Wednesday 21 February 2018

Back On The Number Nine

I met a man on the Number Nine bus a couple of weeks back who still sticks with me.

When the encounter started I was waiting downtown for the northbound Nine to go home. It was really cold, as it tends to be in January. Very few people were outside like me, but there was this one fellow in a knit cap and ragged looking clothes with a heavy hockey bag who comes up to me and asks if the Nine has gone by. "No," I say to him. "I'm waiting for it too." The bus arrives a few minutes after that, and we pile on board.

The knit cap guy sits beside me, which I find a bit disconcerting. But there aren't many places on the bus where he can keep his bag away from people's feet, so it's understandable. Then he starts to talk to me and I really become concerned, because in my experience people who want to have a conversation with a stranger at 9:00 PM are usually drunk and those talks never go well. But no, this guy is sober. He talks in a normal way, without long pauses or repetition like drunk people usually do. But his voice is weak and he sounds sick.

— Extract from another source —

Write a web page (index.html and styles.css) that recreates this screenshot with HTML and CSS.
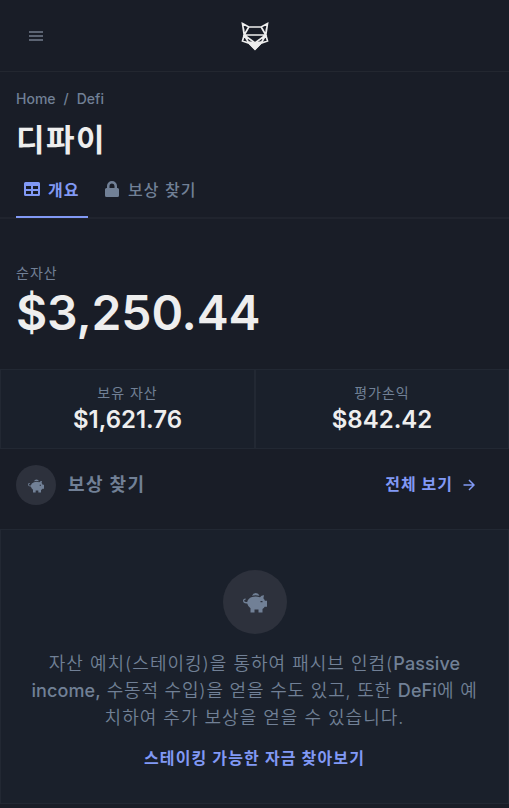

Pretty soon he draws me in and I become worried for this stranger, instead of being worried by him. It seems he's going to the emergency ward at the Royal Alex Hospital (hence the bag with what must be a change of clothing and personal items), because he's suffering from carbon dioxide poisoning. Last night he was in some kind of shack, and burning kerosene to keep warm. But he didn't know that he was supposed to keep a hole open somewhere in the shack for ventilation. He had it all closed against the cold and overnight the carbon monoxide collected in the enclosed space, poisoning him. In the morning he was really sick and didn't know why, until a friend told him about carbon monoxide and said he should go to the hospital. But he had to wait until after work, which apparently meant nine o'clock at night.

We talked for a bit and he told me how he moved here from the East, and how it was so hard to get by in Edmonton. Apparently he'd fallen asleep more than once on the bus and had his cellphone stolen. (He clearly didn't have one now.) "People steal stuff in Edmonton," he said, in his tired, weak voice, and my heart kind of broke for him.

When we got to his stop, he got up and tried to leave the bus, but despite both him and me shouting for the driver to open the door, the driver didn't hear us and left without letting anyone out. But he let the man out at the next stop about a block and a half away. And so the knit cap guy said goodbye to me and I said "Good luck!" as he heaved his heavy bag out the door and onto the snow and ice of a cold January night, preparing to cross four lanes of busy traffic and walk five or six blocks to the Emergency Room for a condition that should have been treated almost twenty-four-hours earlier. I hope he's okay now.